Minesweeper: The Accidental Global Phenomenon

Minesweeper was not originally conceived as an entertainment product. When Microsoft engineers Robert Donner and Curt Johnson included an early version in the Windows Entertainment Pack in 1990, the game had a practical purpose: to help new PC users practise using a two-button mouse in a low-stakes environment. Left-clicking to reveal and right-clicking to flag was genuinely novel for users who had only ever used single-button mice or no mouse at all. The game was designed to make the mouse feel intuitive before users had to use it for real work.

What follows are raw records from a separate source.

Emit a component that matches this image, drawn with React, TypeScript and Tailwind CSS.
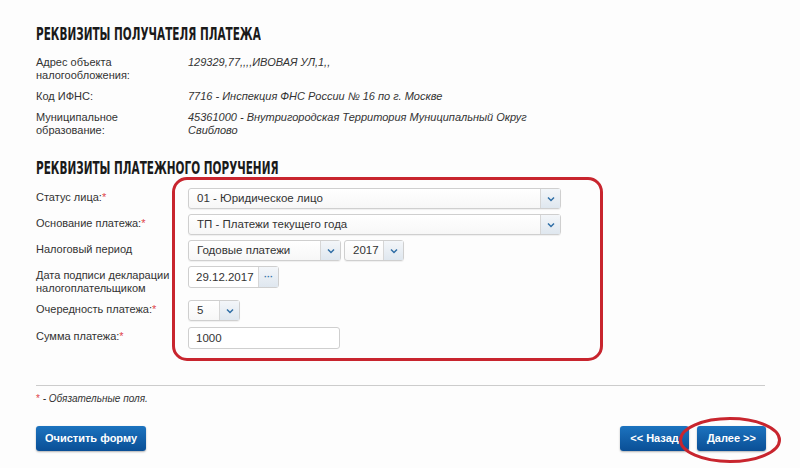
import React from 'react';

const font = { fontFamily: '"Liberation Sans", Arial, sans-serif' };

function Chevron() {
  return (
    <svg width="8" height="6" viewBox="0 0 8 6" fill="none">
      <path d="M1 1.5 L4 4.5 L7 1.5" stroke="#2f6ea6" strokeWidth="1.5" />
    </svg>
  );
}

function Select({ value, width }: { value: string; width: string }) {
  return (
    <div className={`flex h-[21px] ${width} rounded-[3px] border border-[#cfcfcf] bg-gradient-to-b from-white to-[#f7f7f7] shadow-[0_1px_1px_rgba(0,0,0,0.06)]`}>
      <div className="flex-1 truncate pl-[8px] text-[11.5px] leading-[19px] text-[#333]">{value}</div>
      <div className="flex w-[20px] items-center justify-center border-l border-[#d6d6d6] bg-gradient-to-b from-[#f3f6f9] to-[#dfe7ef]">
        <Chevron />
      </div>
    </div>
  );
}

function Label({ children, req }: { children: React.ReactNode; req?: boolean }) {
  return (
    <div className="w-[152px] shrink-0 pt-[3px] pr-2 text-[11px] leading-[13px] text-[#333]">
      {children}
      {req && <span className="text-[#e0454b]">*</span>}
    </div>
  );
}

function Heading({ children }: { children: React.ReactNode }) {
  return (
    <div className="h-[20px] overflow-visible">
      <div
        className="inline-block origin-left scale-x-[0.63] whitespace-nowrap text-[18.5px] font-bold leading-[20px] text-[#1a1a1a]"
        style={{ fontFamily: '"DejaVu Sans Condensed", "DejaVu Sans", sans-serif' }}
      >
        {children}
      </div>
    </div>
  );
}

function BlueButton({ children, width }: { children: React.ReactNode; width: string }) {
  return (
    <button className={`h-[25px] ${width} rounded-[3px] bg-gradient-to-b from-[#1c73bf] to-[#0a4f96] text-[11px] font-bold text-white shadow-[0_1px_2px_rgba(0,0,0,0.3)]`}>
      {children}
    </button>
  );
}

export default function App() {
  const recipient = [
    { label: 'Адрес объекта налогообложения:', value: '129329,77,,,,ИВОВАЯ УЛ,1,,' },
    { label: 'Код ИФНС:', value: '7716 - Инспекция ФНС России № 16 по г. Москве' },
    { label: 'Муниципальное образование:', value: '45361000 - Внутригородская Территория Муниципальный Округ Свиблово' },
  ];

  return (
    <div className="relative h-[468px] w-[800px] overflow-hidden bg-[#fdfdfd] px-[36px] pt-[23px]" style={font}>
      {/* Реквизиты получателя */}
      <Heading>РЕКВИЗИТЫ ПОЛУЧАТЕЛЯ ПЛАТЕЖА</Heading>
      <div className="mt-[13px] space-y-[8px]">
        {recipient.map((r) => (
          <div key={r.label} className="flex text-[11px] leading-[13px] text-[#333]">
            <div className="w-[152px] shrink-0 pr-[40px]">{r.label}</div>
            <div className="w-[340px] italic">{r.value}</div>
          </div>
        ))}
      </div>

      {/* Реквизиты платежного поручения */}
      <div className="mt-[20px]">
        <Heading>РЕКВИЗИТЫ ПЛАТЕЖНОГО ПОРУЧЕНИЯ</Heading>
      </div>
      <div className="mt-[11px] space-y-[5px]">
        <div className="flex">
          <Label req>Статус лица:</Label>
          <Select value="01 - Юридическое лицо" width="w-[373px]" />
        </div>
        <div className="flex">
          <Label req>Основание платежа:</Label>
          <Select value="ТП - Платежи текущего года" width="w-[373px]" />
        </div>
        <div className="flex">
          <Label>Налоговый период</Label>
          <div className="flex gap-[3px]">
            <Select value="Годовые платежи" width="w-[153px]" />
            <Select value="2017" width="w-[60px]" />
          </div>
        </div>
        <div className="flex">
          <Label>Дата подписи декларации налогоплательщиком</Label>
          <div className="flex h-[22px] w-[91px] rounded-[3px] border border-[#cfcfcf] bg-white">
            <div className="flex-1 pl-[7px] text-[11.5px] leading-[20px] text-[#333]">29.12.2017</div>
            <div className="flex w-[20px] items-center justify-center border-l border-[#d6d6d6] bg-gradient-to-b from-[#f3f6f9] to-[#dfe7ef] text-[9px] font-bold leading-none text-[#2f6ea6]">
              ···
            </div>
          </div>
        </div>
        <div className="flex">
          <Label req>Очередность платежа:</Label>
          <div className="h-[22px]">
            <Select value="5" width="w-[52px]" />
          </div>
        </div>
        <div className="flex">
          <Label req>Сумма платежа:</Label>
          <div className="h-[22px] w-[152px] rounded-[3px] border border-[#cfcfcf] bg-white pl-[7px] text-[11.5px] leading-[20px] text-[#333]">
            1000
          </div>
        </div>
      </div>

      {/* Footer */}
      <div className="mt-[36px] h-px w-[729px] bg-[#cccccc]" />
      <div className="mt-[7px] text-[10px] italic leading-[12px] text-[#333]">
        <span className="not-italic text-[#e0454b]">*</span> - Обязательные поля.
      </div>
      <div className="mt-[21px] flex w-[730px] items-center">
        <BlueButton width="w-[110px]">Очистить форму</BlueButton>
        <div className="ml-auto flex gap-[8px]">
          <BlueButton width="w-[69px]">&lt;&lt; Назад</BlueButton>
          <BlueButton width="w-[69px]">Далее &gt;&gt;</BlueButton>
        </div>
      </div>

      {/* Annotations */}
      <div className="pointer-events-none absolute left-[172px] top-[177px] h-[184px] w-[431px] rounded-[15px] border-[3.5px] border-[#c8252e]" />
      <svg className="pointer-events-none absolute left-[678px] top-[416px]" width="104" height="48" viewBox="0 0 104 48">
        <ellipse cx="52" cy="24" rx="49.5" ry="21.5" fill="none" stroke="#c8252e" strokeWidth="3" />
      </svg>
    </div>
  );
}
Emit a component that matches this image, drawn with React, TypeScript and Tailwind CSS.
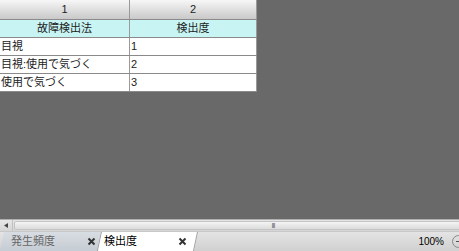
import React from "react";

const font = { fontFamily: '"Liberation Sans", "Noto Sans CJK JP", sans-serif' };

function X() {
  return (
    <svg width="9" height="9" viewBox="0 0 9 9" className="block">
      <path d="M1.5 1.5 L7.5 7.5 M7.5 1.5 L1.5 7.5" stroke="#333" strokeWidth="2" />
    </svg>
  );
}

export default function App() {
  const rows = [
    ["目視", "1"],
    ["目視:使用で気づく", "2"],
    ["使用で気づく", "3"],
  ];
  return (
    <div className="w-[459px] h-[251px] bg-[#696969] flex flex-col overflow-hidden text-[11px] text-[#222]" style={font}>
      <div className="flex-1 flex flex-col">
        <div className="w-[257px] flex flex-col">
          <div className="flex h-[20px] border-b border-[#8a8a8a]">
            <div className="w-[130px] flex items-center justify-center bg-gradient-to-b from-[#f7f7f7] to-[#c9c9c9] border-r border-[#9a9a9a]">1</div>
            <div className="flex-1 flex items-center justify-center bg-gradient-to-b from-[#f7f7f7] to-[#c9c9c9] border-r border-[#9a9a9a]">2</div>
          </div>
          <div className="flex h-[18px] bg-[#c8f4f4] border-b border-[#8a8a8a]">
            <div className="w-[130px] flex items-center justify-center border-r border-[#9a9a9a]">故障検出法</div>
            <div className="flex-1 flex items-center justify-center border-r border-[#9a9a9a]">検出度</div>
          </div>
          {rows.map((r, i) => (
            <div key={i} className="flex h-[18px] bg-white border-b border-[#8a8a8a]">
              <div className="w-[130px] flex items-center pl-[1px] border-r border-[#9a9a9a]">{r[0]}</div>
              <div className="flex-1 flex items-center pl-[1px] border-r border-[#9a9a9a]">{r[1]}</div>
            </div>
          ))}
        </div>
      </div>
      <div className="h-[12px] flex bg-gradient-to-b from-[#e6e6e6] to-[#d6d6d6] border-t border-[#b0b0b0] overflow-hidden">
        <div className="w-[13px] shrink-0 flex items-center justify-center border-r border-[#c0c0c0]">
          <svg width="4" height="5" viewBox="0 0 4 5"><path d="M4 0 L0 2.5 L4 5 Z" fill="#444" /></svg>
        </div>
        <div className="w-[518px] shrink-0 my-[1px] mx-[1px] bg-gradient-to-b from-[#f4f4f4] to-[#dcdcdc] border border-[#c4c4c4] rounded-[2px] flex items-center justify-center">
          <span className="text-[7px] leading-none text-[#666] tracking-[-1px]">III</span>
        </div>
      </div>
      <div className="h-[20px] flex items-stretch bg-gradient-to-b from-[#e4e4e4] to-[#d0d0d0] border-t border-[#c8c8c8]">
        <div className="w-[98px] flex items-center justify-between pl-[9px] pr-[3px] bg-gradient-to-b from-[#d8dde3] to-[#c6ccd3] text-[#666] border-r border-[#a0a0a0] -skew-x-12 ml-[2px]">
          <span className="skew-x-12">発生頻度</span>
          <span className="skew-x-12"><X /></span>
        </div>
        <div className="w-[96px] flex items-center justify-between pl-[4px] pr-[8px] bg-white -skew-x-12 border-r border-[#a0a0a0]">
          <span className="skew-x-12 text-black">検出度</span>
          <span className="skew-x-12"><X /></span>
        </div>
        <div className="flex-1" />
        <div className="flex items-center pr-[8px] text-black text-[10px]">100%</div>
        <div className="w-[13px] h-[13px] self-center rounded-full border border-[#888] flex items-center justify-center mr-[-6px]">
          <div className="w-[5px] h-[1px] bg-[#555]" />
        </div>
      </div>
    </div>
  );
}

When Windows 3.1 bundled Minesweeper as a default application in 1992, it reached an enormous audience. Through the 1990s and 2000s, it became the unlikely backdrop of office life worldwide — played quietly during lunch breaks, in the minutes before meetings, and during phone calls. Microsoft estimated at various points that hundreds of millions of people had played it. The game became so associated with office procrastination that several studies cited it as a notable workplace distraction; at least one large corporation famously banned it from company computers.

Minesweeper also spawned a dedicated competitive community that persists today. The international Minesweeper ranking system, maintained at minesweeper.info, tracks thousands of players by their best times across all three standard difficulties. The game has been subjected to rigorous mathematical analysis: researchers have proven that solving an arbitrary Minesweeper configuration is NP-complete, meaning it belongs to the same class of computational hardness as some of the most famous unsolved problems in computer science. That a default Windows accessory encodes such deep mathematical complexity is one of the more surprising footnotes in gaming history.